Understanding which level applies to your specific situation is the first protective step — so let's walk through each one with the clarity you actually need.

Step 1 — Recognize What a Level I Inspection Covers (and When It Is Enough)

A Level I chimney inspection is a visual examination of the readily accessible portions of your chimney system — the firebox, damper, smoke chamber, accessible flue interior, and exterior crown — without the use of specialized camera equipment or any removal of construction materials.

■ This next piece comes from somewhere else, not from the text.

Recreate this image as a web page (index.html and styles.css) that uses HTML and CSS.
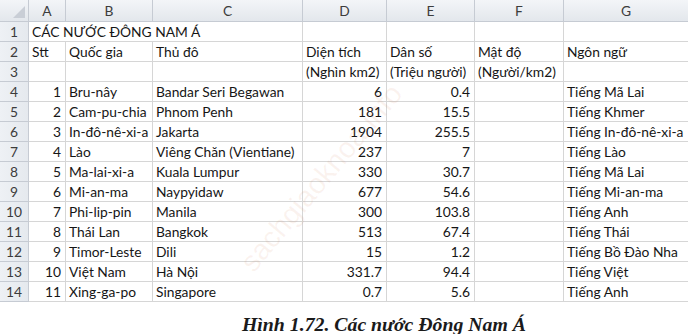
FILE: index.html
```html
<!DOCTYPE html>
<html lang="vi">
<head>
<meta charset="utf-8">
<title>Các nước Đông Nam Á</title>
<link rel="stylesheet" href="styles.css">
</head>
<body>
<div class="sheet">
  <div class="grid">
    <div class="corner"><span class="tri"></span></div>
    <div class="ch">A</div><div class="ch">B</div><div class="ch">C</div><div class="ch">D</div><div class="ch">E</div><div class="ch">F</div><div class="ch last">G</div>

    <div class="rh">1</div>
    <div class="c span3">CÁC NƯỚC ĐÔNG NAM Á</div><div class="c"></div><div class="c"></div><div class="c"></div><div class="c last"></div>

    <div class="rh">2</div>
    <div class="c">Stt</div><div class="c">Quốc gia</div><div class="c">Thủ đô</div><div class="c">Diện tích</div><div class="c">Dân số</div><div class="c">Mật độ</div><div class="c last">Ngôn ngữ</div>

    <div class="rh">3</div>
    <div class="c"></div><div class="c"></div><div class="c"></div><div class="c">(Nghìn km2)</div><div class="c">(Triệu người)</div><div class="c">(Người/km2)</div><div class="c last"></div>

    <div class="rh">4</div>
    <div class="c n">1</div><div class="c">Bru-nây</div><div class="c">Bandar Seri Begawan</div><div class="c n">6</div><div class="c n">0.4</div><div class="c"></div><div class="c last">Tiếng Mã Lai</div>

    <div class="rh">5</div>
    <div class="c n">2</div><div class="c">Cam-pu-chia</div><div class="c">Phnom Penh</div><div class="c n">181</div><div class="c n">15.5</div><div class="c"></div><div class="c last">Tiếng Khmer</div>

    <div class="rh">6</div>
    <div class="c n">3</div><div class="c">In-đô-nê-xi-a</div><div class="c">Jakarta</div><div class="c n">1904</div><div class="c n">255.5</div><div class="c"></div><div class="c last">Tiếng In-đô-nê-xi-a</div>

    <div class="rh">7</div>
    <div class="c n">4</div><div class="c">Lào</div><div class="c">Viêng Chăn (Vientiane)</div><div class="c n">237</div><div class="c n">7</div><div class="c"></div><div class="c last">Tiếng Lào</div>

    <div class="rh">8</div>
    <div class="c n">5</div><div class="c">Ma-lai-xi-a</div><div class="c">Kuala Lumpur</div><div class="c n">330</div><div class="c n">30.7</div><div class="c"></div><div class="c last">Tiếng Mã Lai</div>

    <div class="rh">9</div>
    <div class="c n">6</div><div class="c">Mi-an-ma</div><div class="c">Naypyidaw</div><div class="c n">677</div><div class="c n">54.6</div><div class="c"></div><div class="c last">Tiếng Mi-an-ma</div>

    <div class="rh">10</div>
    <div class="c n">7</div><div class="c">Phi-lip-pin</div><div class="c">Manila</div><div class="c n">300</div><div class="c n">103.8</div><div class="c"></div><div class="c last">Tiếng Anh</div>

    <div class="rh">11</div>
    <div class="c n">8</div><div class="c">Thái Lan</div><div class="c">Bangkok</div><div class="c n">513</div><div class="c n">67.4</div><div class="c"></div><div class="c last">Tiếng Thái</div>

    <div class="rh">12</div>
    <div class="c n">9</div><div class="c">Timor-Leste</div><div class="c">Dili</div><div class="c n">15</div><div class="c n">1.2</div><div class="c"></div><div class="c last">Tiếng Bồ Đào Nha</div>

    <div class="rh">13</div>
    <div class="c n">10</div><div class="c">Việt Nam</div><div class="c">Hà Nội</div><div class="c n">331.7</div><div class="c n">94.4</div><div class="c"></div><div class="c last">Tiếng Việt</div>

    <div class="rh">14</div>
    <div class="c n">11</div><div class="c">Xing-ga-po</div><div class="c">Singapore</div><div class="c n">0.7</div><div class="c n">5.6</div><div class="c"></div><div class="c last">Tiếng Anh</div>
  </div>
  <div class="watermark">sachgiaoknoa.info</div>
</div>
<p class="caption">Hình 1.72. Các nước Đông Nam Á</p>
</body>
</html>
```

FILE: styles.css
```css
html, body {
  margin: 0;
  padding: 0;
  background: #ffffff;
}
body {
  width: 688px;
  height: 334px;
  overflow: hidden;
}
.sheet {
  position: relative;
  overflow: hidden;
  width: 688px;
}
.grid {
  display: grid;
  grid-template-columns: 29px 37px 87px 150px 84px 88px 89px 124px;
  grid-template-rows: 22px repeat(14, 20px);
  font-family: Lato, "Liberation Sans", sans-serif;
  font-size: 13.8px;
  color: #161616;
}
.corner, .ch, .rh {
  box-sizing: border-box;
  background: linear-gradient(#f3f5f8, #e3e7ec);
  border-right: 1px solid #c6cbd3;
  border-bottom: 1px solid #c6cbd3;
  color: #3c3c3c;
}
.corner {
  position: relative;
}
.tri {
  position: absolute;
  right: 3px;
  bottom: 3px;
  width: 0;
  height: 0;
  border-left: 12px solid transparent;
  border-bottom: 12px solid #c9ced6;
}
.ch {
  display: flex;
  align-items: center;
  justify-content: center;
}
.ch.last { border-right: none; }
.rh {
  display: flex;
  align-items: center;
  justify-content: center;
  background: linear-gradient(90deg, #eef1f5, #e5e9ee);
}
.c {
  box-sizing: border-box;
  border-right: 1px solid #d6d6d6;
  border-bottom: 1px solid #d6d6d6;
  padding: 0 3px;
  display: flex;
  align-items: center;
  white-space: nowrap;
  overflow: visible;
}
.c.last { border-right: none; }
.c.n {
  justify-content: flex-end;
  padding-right: 4px;
}
.span3 {
  grid-column: span 3;
}
.watermark {
  position: absolute;
  left: 246px;
  top: 252px;
  font-family: "Liberation Sans", sans-serif;
  font-size: 29px;
  line-height: 30px;
  color: rgba(210, 120, 80, 0.09);
  transform: rotate(-50deg);
  transform-origin: 0 50%;
  white-space: nowrap;
  pointer-events: none;
}
.caption {
  margin: 0;
  height: 32px;
  box-sizing: border-box;
  padding-left: 80px;
  padding-top: 11px;
  text-align: center;
  font-family: "Liberation Serif", serif;
  font-weight: bold;
  font-style: italic;
  font-size: 19.8px;
  line-height: 22px;
  color: #1a1a1a;
}
```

This is the appropriate choice when nothing about your chimney use has changed: same appliance, same fuel type, no known incidents, and the system has been inspected within the last year. For a Middlesex homeowner who burns seasoned hardwood in a traditional masonry fireplace every winter, schedules annual service, and has had no storms or chimney fires, a Level I inspection paired with a professional chimney sweep and cleaning is usually sufficient.

What a Level I will catch: significant creosote accumulation, obvious mortar or firebox damage, a stuck or corroded damper, debris blockages from birds or squirrels (both common in our area's mature tree canopy), and basic clearance issues. What it will NOT catch: hairline flue liner cracks behind tile joints, concealed deterioration inside the chase, or subtle gaps in the smoke chamber that channel carbon monoxide into living space.

Cost in Middlesex typically runs in the $100–$200 range when bundled with cleaning. Booked as a standalone assessment it may be slightly lower, but in practice most reputable sweeps bundle the inspection with service. If a company quotes you a Level I at suspiciously low prices with no cleaning included, ask specifically what their scope covers — because cutting corners at this stage is where fire and CO risk quietly accumulates. See our full chimney services overview for how we structure our inspections.

Step 2 — Understand When a Level II Inspection Is the Safety Minimum, Not an Upsell

A Level II chimney inspection is a visual examination of all accessible and visible portions of the chimney interior and exterior, including attic, crawl space, and basement areas where the chimney passes through, and it must include a video scan of the entire flue liner.

This is the level that catches the genuinely dangerous conditions — and it is required by NFPA 211 in four specific situations: (1) when the property changes ownership, (2) when the connected appliance is changed or replaced, (3) after any chimney fire, and (4) after any external event such as an earthquake or severe storm that could have affected the structure.

In Middlesex Borough, Nor'easters and the occasional remnant of a coastal storm regularly send wind gusts through that are strong enough to dislodge chimney caps, crack crown mortar, and shift flue tiles. After the significant storm events we saw in recent years, our crews found Level II scans revealing hidden liner fractures in homes whose owners had no idea anything had changed. Those fractures are direct pathways for combustion gases — including carbon monoxide — to migrate into living space. For a full picture of that risk, our carbon monoxide chimney risk guide for Middlesex explains the mechanism in plain language.

Level II inspections in Middlesex typically cost $200–$350 depending on flue height and number of flue systems. If you are purchasing a home in the borough or in neighboring communities like Dunellen or Bound Brook, insist on a Level II before closing — a seller's word that the chimney "works fine" is not a substitute for a camera scan. We provide written reports suitable for real-estate transactions.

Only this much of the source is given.